* START Material provided *

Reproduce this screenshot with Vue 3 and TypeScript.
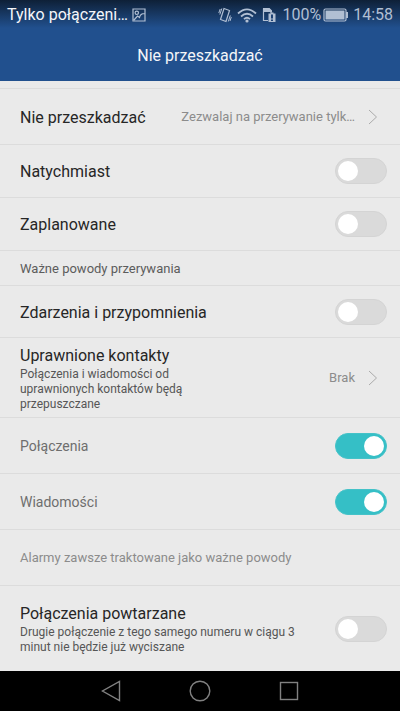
<script setup lang="ts">
import { reactive } from 'vue'

interface Row {
  id: string
  kind: 'link' | 'switch' | 'heading' | 'note'
  label: string
  size: string
  summary?: string
  value?: string
  minor?: boolean
}

const rows: Row[] = [
  { id: 'mode', kind: 'link', label: 'Nie przeszkadzać', value: 'Zezwalaj na przerywanie tylk…', size: 'tall' },
  { id: 'now', kind: 'switch', label: 'Natychmiast', size: 'medium' },
  { id: 'scheduled', kind: 'switch', label: 'Zaplanowane', size: 'medium' },
  { id: 'reasons', kind: 'heading', label: 'Ważne powody przerywania', size: 'short' },
  { id: 'events', kind: 'switch', label: 'Zdarzenia i przypomnienia', size: 'compact' },
  {
    id: 'contacts',
    kind: 'link',
    label: 'Uprawnione kontakty',
    summary: 'Połączenia i wiadomości od uprawnionych kontaktów będą przepuszczane',
    value: 'Brak',
    size: 'large',
  },
  { id: 'calls', kind: 'switch', label: 'Połączenia', minor: true, size: 'tall' },
  { id: 'messages', kind: 'switch', label: 'Wiadomości', minor: true, size: 'tall' },
  { id: 'alarms', kind: 'note', label: 'Alarmy zawsze traktowane jako ważne powody', size: 'tall' },
  {
    id: 'repeated',
    kind: 'switch',
    label: 'Połączenia powtarzane',
    summary: 'Drugie połączenie z tego samego numeru w ciągu 3 minut nie będzie już wyciszane',
    size: 'large',
  },
]

const enabled = reactive<Record<string, boolean>>({
  now: false,
  scheduled: false,
  events: false,
  calls: true,
  messages: true,
  repeated: false,
})
</script>

<template>
  <div class="screen">
    <header class="top">
      <div class="status">
        <span class="carrier">Tylko połączeni…</span>
        <svg class="picture" width="14" height="14" viewBox="0 0 14 14" aria-hidden="true">
          <path d="M1 1h12v12H1z M2 12L5.500 8l2 1.500C8 7 9.500 5.500 12.500 5.500" />
          <circle cx="4.800" cy="4.800" r="1.700" />
        </svg>
        <span class="spacer"></span>
        <svg class="vibrate" width="14" height="16" viewBox="0 0 14 16" aria-hidden="true">
          <path d="M6 1.500L11.500 3.500 8 14.500 2.500 12.500z" />
          <path class="thin" d="M3.800 1.500L1.800 7.500M2.200 2L.8 6M10.300 14.500l2-6M12 14l1.300-4" />
        </svg>
        <svg class="wifi" width="20" height="16" viewBox="0 0 20 16" aria-hidden="true">
          <path d="M1 6.500Q10-1.800 19 6.500M4 9.500Q10 4 16 9.500M7 12.200Q10 9.400 13 12.200" />
          <circle cx="10" cy="14" r="1.600" />
        </svg>
        <svg class="sim" width="14" height="16" viewBox="0 0 14 16" aria-hidden="true">
          <path d="M6 13.500H1.500V2H7l2 2v2" />
          <path class="fill" d="M1 1h6.500L10 3.500V5H1zM6.500 6.500H8.500V5.500h3v1h2v8.500h-7z" />
          <path class="mark" d="M10 7.500v4M10 12.500v1.500" />
        </svg>
        <span class="percent">100%</span>
        <svg class="battery" width="26" height="14" viewBox="0 0 26 14" aria-hidden="true">
          <rect class="case" x="1" y="1" width="22" height="12" rx="1.500" />
          <rect class="fill" x="2.500" y="2.500" width="19" height="9" />
          <rect class="fill" x="23" y="4" width="2" height="6" />
        </svg>
        <span class="clock">14:58</span>
      </div>
      <h1 class="title">Nie przeszkadzać</h1>
    </header>

    <main class="list">
      <template v-for="row in rows" :key="row.id">
        <h2 v-if="row.kind === 'heading'" class="row heading" :class="row.size">{{ row.label }}</h2>
        <p v-else-if="row.kind === 'note'" class="row note" :class="row.size">{{ row.label }}</p>
        <a v-else-if="row.kind === 'link'" class="row" :class="row.size" href="#">
          <span class="text" :class="{ narrow: row.summary }">
            <span class="label">{{ row.label }}</span>
            <span v-if="row.summary" class="summary">{{ row.summary }}</span>
          </span>
          <span class="value">{{ row.value }}</span>
          <svg class="chevron" width="10" height="16" viewBox="0 0 10 16" aria-hidden="true">
            <path d="M1 1l7.500 7L1 15" />
          </svg>
        </a>
        <label v-else class="row control" :class="[row.size, { minor: row.minor }]">
          <span class="text">
            <span class="label">{{ row.label }}</span>
            <span v-if="row.summary" class="summary">{{ row.summary }}</span>
          </span>
          <input v-model="enabled[row.id]" class="switch" type="checkbox" role="switch" />
        </label>
      </template>
    </main>

    <nav class="keys">
      <button type="button" aria-label="Wstecz">
        <svg width="22" height="22" viewBox="0 0 22 22"><path d="M19.500 1.500v19L2.500 11z" /></svg>
      </button>
      <button type="button" aria-label="Ekran główny">
        <svg width="22" height="22" viewBox="0 0 22 22"><circle cx="11" cy="11" r="9.800" /></svg>
      </button>
      <button type="button" aria-label="Ostatnie">
        <svg width="22" height="22" viewBox="0 0 22 22"><rect x="2.500" y="2.500" width="17" height="17" /></svg>
      </button>
    </nav>
  </div>
</template>

<style>
body {
  background: #eaeaea;
}
</style>

<style scoped>
.screen {
  display: flex;
  flex-direction: column;
  min-height: 100vh;
  background: #eaeaea;
  color: #262626;
  font-family: Roboto, "Noto Sans", sans-serif;
  font-size: 16px;
}

.top {
  background: linear-gradient(#0e2037 0, #21508e 28px);
  color: #f4f6f9;
}

.status {
  display: flex;
  align-items: center;
  height: 29px;
  padding: 0 7px;
  color: #b1bfd3;
  white-space: nowrap;
}

.carrier {
  color: #f4f6f9;
}

.spacer {
  flex: 1;
}

.status svg {
  flex: none;
  fill: none;
  stroke: #b1bfd3;
  stroke-width: 1.2;
}

.picture {
  margin-left: 4px;
}

.vibrate .thin {
  stroke-width: 1;
}

.wifi {
  margin-left: 5px;
}

.status .wifi {
  stroke-width: 1.8;
}

.wifi circle,
.status .fill {
  fill: #b1bfd3;
  stroke: none;
}

.sim {
  margin-left: 5px;
}

.sim .mark {
  stroke: #1d4275;
  stroke-width: 2;
}

.percent {
  margin-left: 6px;
}

.battery {
  margin-left: 2px;
}

.clock {
  margin-left: 4px;
}

.title {
  margin: 0;
  padding-top: 1px;
  font-size: 16px;
  font-weight: 400;
  line-height: 51px;
  text-align: center;
}

.list {
  flex: 1;
  padding-top: 7px;
}

.row {
  display: flex;
  align-items: center;
  box-sizing: border-box;
  margin: 0;
  padding: 0 13px 0 20px;
  border-top: 1px solid #dcdcdc;
  color: inherit;
  text-decoration: none;
}

.short {
  min-height: 35px;
}

.compact {
  min-height: 52px;
}

.medium {
  min-height: 53px;
}

.tall {
  min-height: 56px;
}

.large {
  min-height: 80px;
}

.control.large {
  min-height: 86px;
}

.heading {
  color: #5c5c5c;
  font-size: 13px;
  font-weight: 400;
}

.note {
  color: #8c8c8c;
  font-size: 13px;
}

.text {
  flex: 1;
  min-width: 0;
  padding-top: 2px;
}

.minor .text {
  padding-top: 0;
}

.narrow {
  flex: 0 1 180px;
}

.label {
  display: block;
  line-height: 20px;
}

.minor .label {
  color: #6e6e6e;
  font-size: 14px;
}

.summary {
  display: block;
  padding-top: 1px;
  color: #565656;
  font-size: 12px;
  line-height: 15px;
}

.value {
  margin-left: auto;
  color: #8c8c8c;
  font-size: 13px;
  white-space: nowrap;
}

.chevron {
  flex: none;
  margin: 0 9px 0 13px;
  fill: none;
  stroke: #ababab;
}

.switch {
  display: flex;
  flex: none;
  align-items: center;
  box-sizing: border-box;
  width: 52px;
  height: 26px;
  margin: 0 0 0 24px;
  padding: 0 2px;
  border: 1px solid #d4d4d4;
  border-radius: 13px;
  background: #dadada;
  appearance: none;
}

.switch::before {
  width: 20px;
  height: 20px;
  border-radius: 50%;
  background: #fff;
  content: "";
}

.switch:checked {
  justify-content: flex-end;
  border-color: #44c2c8;
  background: #35bfc6;
}

.keys {
  display: flex;
  justify-content: center;
  gap: 67px;
  height: 40px;
  background: #000;
}

.keys button {
  display: flex;
  align-items: center;
  padding: 0;
  border: 0;
  background: none;
}

.keys svg {
  fill: none;
  stroke: #818181;
  stroke-width: 1.4;
}
</style>
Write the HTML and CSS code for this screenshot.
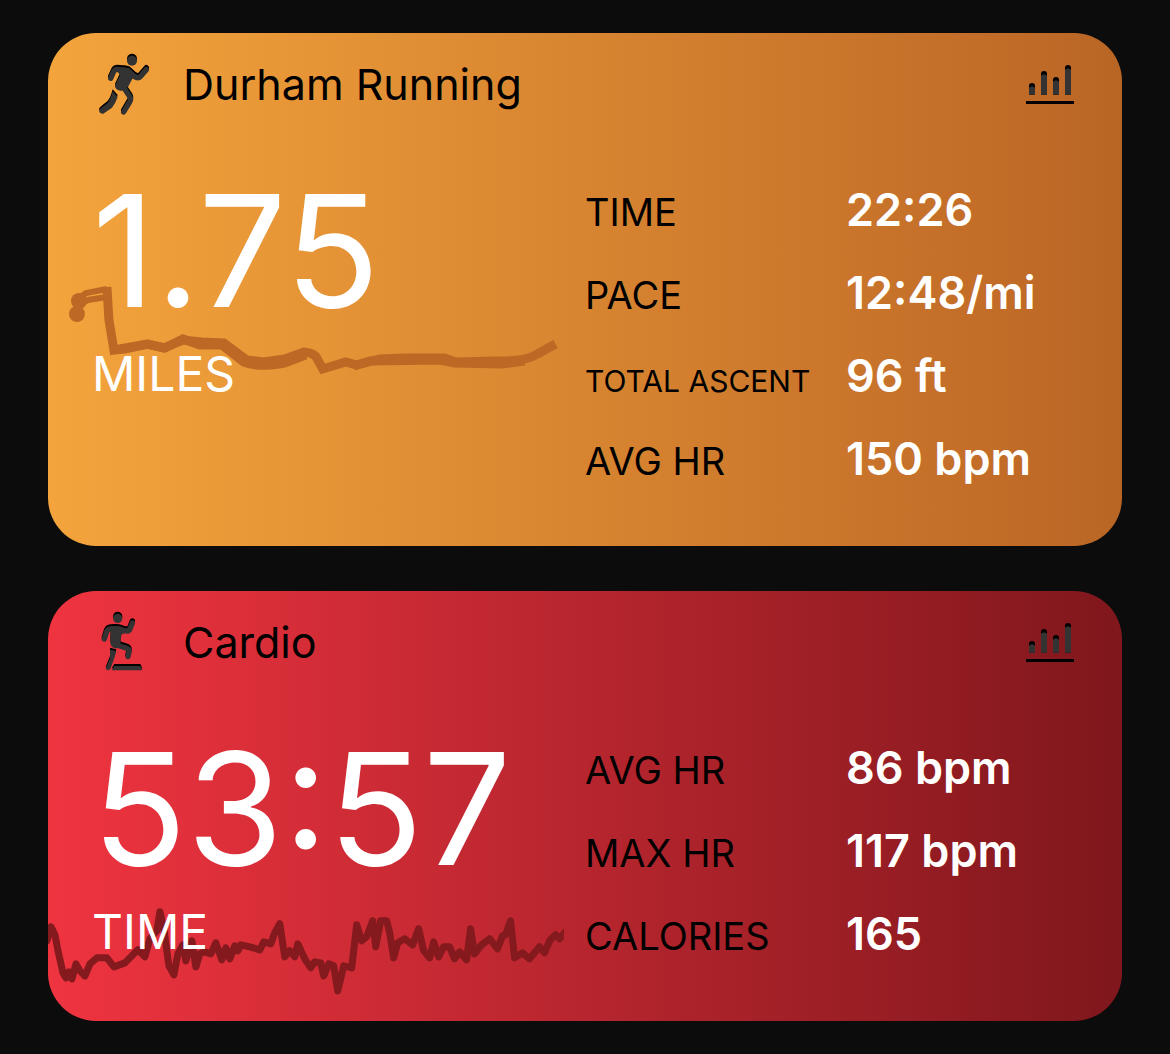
FILE: index.html
```
<!DOCTYPE html>
<html lang="en">
<head>
  <meta charset="UTF-8">
  <meta name="viewport" content="width=device-width, initial-scale=1">
  <title>Workouts</title>
  <link rel="stylesheet" href="styles.css">
</head>
<body>
  <!-- Shared icon shapes -->
  <svg class="defs" width="0" height="0" aria-hidden="true">
    <symbol id="run" viewBox="48 36 162 189">
      <circle cx="156" cy="59" r="15"/>
      <path class="limb" d="M92 112L102 90Q105 85 112 85L140 88L162 106Q174 114 182 106L199 86M128 135L150 168Q154 175 149 183L131 213"/>
      <path d="M108 84Q125 76 148 82L166 98L158 112L144 138L124 150Q104 146 105 134L120 103Z"/>
      <path d="M98 151L113 168Q106 188 96 200L70 218Q60 220 57 210Q58 205 82 187Q91 178 98 151Z"/>
    </symbol>
    <symbol id="step" viewBox="48 36 162 189">
      <circle cx="113" cy="58" r="14"/>
      <path class="limb" d="M73 120L80 98Q84 90 94 90L112 90L140 96Q148 97 150 89L157 72M110 138L140 148Q148 151 147 159L144 173"/>
      <path d="M88 85Q104 78 124 83L137 91L134 103L124 107L121 132L128 146L104 148Q90 142 91 128L92 104Z"/>
      <path d="M90 152L109 157L103 177L91 210Q84 217 77 210L90 177ZM103 201H181L187 214H95Z"/>
    </symbol>
    <symbol id="bars" viewBox="48 39 144 123">
      <path d="M57 131V105A9 9 0 0 1 75 105V131ZM93 131V69A9 9 0 0 1 111 69V131ZM129 131V87A9 9 0 0 1 147 87V131ZM165 131V51A9 9 0 0 1 183 51V131Z"/>
      <path class="shade" d="M57 131V110Q66 101 75 110V131ZM93 131V74Q102 65 111 74V131ZM129 131V92Q138 83 147 92V131ZM165 131V56Q174 47 183 56V131Z"/>
      <path d="M48 150H192V159H48Z"/>
    </symbol>
  </svg>

  <main class="workouts">
    <section class="card running">
      <svg class="trace" viewBox="48 33 516 513" preserveAspectRatio="none" aria-hidden="true">
        <circle cx="79" cy="301" r="8"/>
        <circle cx="77" cy="314" r="8"/>
        <path class="start" d="M78 299L86 293L107 289M80 304L88 300L107 297"/>
        <path class="route" d="M107 287L109 320L114 350L147 344L164 348L183 340L202 342L224 343L247 360L264 362L285 359L304 352Q316 353 318 360L323 369L346 362L357 365L380 359L405 358L445 358L456 362L495 361Q525 362 538 354L556 344"/>
        <path class="route" d="M114 350L125 349L148 344L165 348L183 339L200 345L222 345L244 362Q258 368 285 363L306 355M354 366L370 361L440 360L455 363L503 364L525 361"/>
      </svg>
      <header class="card-header">
        <svg class="activity" aria-hidden="true"><use href="#run" y="-2"/><use class="shade" href="#run"/></svg>
        <h2>Durham Running</h2>
        <button class="stats-button" type="button" aria-label="Show charts"><svg class="bars" aria-hidden="true"><use href="#bars"/></svg></button>
      </header>
      <div class="card-body">
        <div class="main-stat">
          <div class="number">1.75</div>
          <div class="unit">MILES</div>
        </div>
        <dl class="stats">
          <dt>TIME</dt><dd>22:26</dd>
          <dt>PACE</dt><dd>12:48/mi</dd>
          <dt class="small">TOTAL ASCENT</dt><dd>96 ft</dd>
          <dt>AVG HR</dt><dd>150 bpm</dd>
        </dl>
      </div>
    </section>

    <section class="card cardio">
      <svg class="trace" viewBox="48 591 516 429" preserveAspectRatio="none" aria-hidden="true">
        <path class="heart-rate" d="M47 940L51 926L55 934L58 950L63 972L66 977L69 971L72 978L76 963L80 970L85 975L90 963L97 957L107 957L114 966L125 962L132 955L138 949L145 956L150 938L157 930L160 911L164 928L169 965L174 974L178 953L183 944L186 960L192 940L196 966L200 953L205 951L211 953L216 942L222 959L226 947L230 958L235 945L238 950L241 944L250 946L260 949L264 941L271 943L275 932L280 923L285 956L290 950L295 956L298 943L305 958L311 967L315 961L321 962L324 975L329 963L334 965L338 990L344 965L352 967L357 924L362 940L367 936L373 920L376 946L381 920L387 920L390 932L394 957L398 942L405 938L413 944L419 928L424 950L430 957L434 941L439 956L444 946L450 946L455 958L460 951L467 959L471 928L475 953L482 944L490 938L498 948L503 935L506 934L511 920L515 957L523 952L530 958L540 946L545 952L550 940L556 934L560 938L566 931"/>
      </svg>
      <header class="card-header">
        <svg class="activity" aria-hidden="true"><use href="#step" y="-2"/><use class="shade" href="#step"/></svg>
        <h2>Cardio</h2>
        <button class="stats-button" type="button" aria-label="Show charts"><svg class="bars" aria-hidden="true"><use href="#bars"/></svg></button>
      </header>
      <div class="card-body">
        <div class="main-stat">
          <div class="number">53:57</div>
          <div class="unit">TIME</div>
        </div>
        <dl class="stats">
          <dt>AVG HR</dt><dd>86 bpm</dd>
          <dt>MAX HR</dt><dd>117 bpm</dd>
          <dt>CALORIES</dt><dd>165</dd>
        </dl>
      </div>
    </section>
  </main>
</body>
</html>
```
FILE: styles.css
```
* {
  box-sizing: border-box;
}

body {
  margin: 0;
  background: #0c0c0c;
  color: #000;
  font-family: Inter, "Liberation Sans", sans-serif;
}

.defs {
  position: absolute;
}

.workouts {
  display: flex;
  flex-direction: column;
  gap: 45px;
  padding: 33px 48px;
}

.card {
  position: relative;
  overflow: hidden;
  padding: 0 48px 46px;
  border-radius: 48px;
}

.running {
  background: linear-gradient(90deg, #f4a43c, #c06a27 92%, #b86524);
  --trace: #be6826;
}

.cardio {
  background: linear-gradient(90deg, #ef3440, #7f171c);
  --trace: #84191e;
}

/* route or heart rate line behind the main number */
.trace {
  position: absolute;
  top: 0;
  left: 0;
  width: 48%;
  height: 100%;
  fill: var(--trace);
}

.trace path {
  fill: none;
  stroke: var(--trace);
  stroke-width: 9;
}

.trace .start {
  stroke-width: 6;
}

.trace .heart-rate {
  stroke-width: 7;
  stroke-linecap: round;
  stroke-linejoin: round;
}

.card-header {
  position: relative;
  display: flex;
  align-items: center;
  gap: 33px;
  height: 102px;
}

.card-header h2 {
  flex: 1;
  margin: 0;
  font-size: 43px;
  font-weight: 400;
}

.activity {
  width: 54px;
  height: 63px;
  overflow: visible;
}

.limb {
  fill: none;
  stroke: currentColor;
  stroke-width: 16;
  stroke-linecap: round;
  stroke-linejoin: round;
}

.shade {
  color: #333;
  fill: #333;
}

.stats-button {
  padding: 0;
  border: 0;
  background: none;
  color: #000;
  cursor: pointer;
}

.bars {
  display: block;
  width: 48px;
  height: 41px;
}

.card-body {
  position: relative;
  display: grid;
  grid-template-columns: 1fr 1fr;
  padding-top: 33px;
}

.main-stat {
  margin-left: -4px;
  color: #fff;
}

.number {
  font-size: 156px;
  line-height: 166px;
}

.unit {
  font-size: 48px;
  line-height: 80px;
}

.stats {
  display: grid;
  grid-template-columns: 261px 1fr;
  align-items: baseline;
  margin: 0;
}

.stats dt {
  font-size: 38px;
}

.stats .small {
  font-size: 30px;
}

.stats dd {
  margin: 0;
  color: #fff;
  font-size: 45px;
  font-weight: 600;
  line-height: 83px;
  white-space: nowrap;
}

@media (max-width: 1000px) {
  .card-body {
    grid-template-columns: 1fr;
  }
}
```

* END Material provided *

▸ Job:
Copy out each line of the entries that holds "this".

▸ Complete output:
Reproduce this screenshot with Vue 3 and TypeScript.
Write the HTML and CSS code for this screenshot.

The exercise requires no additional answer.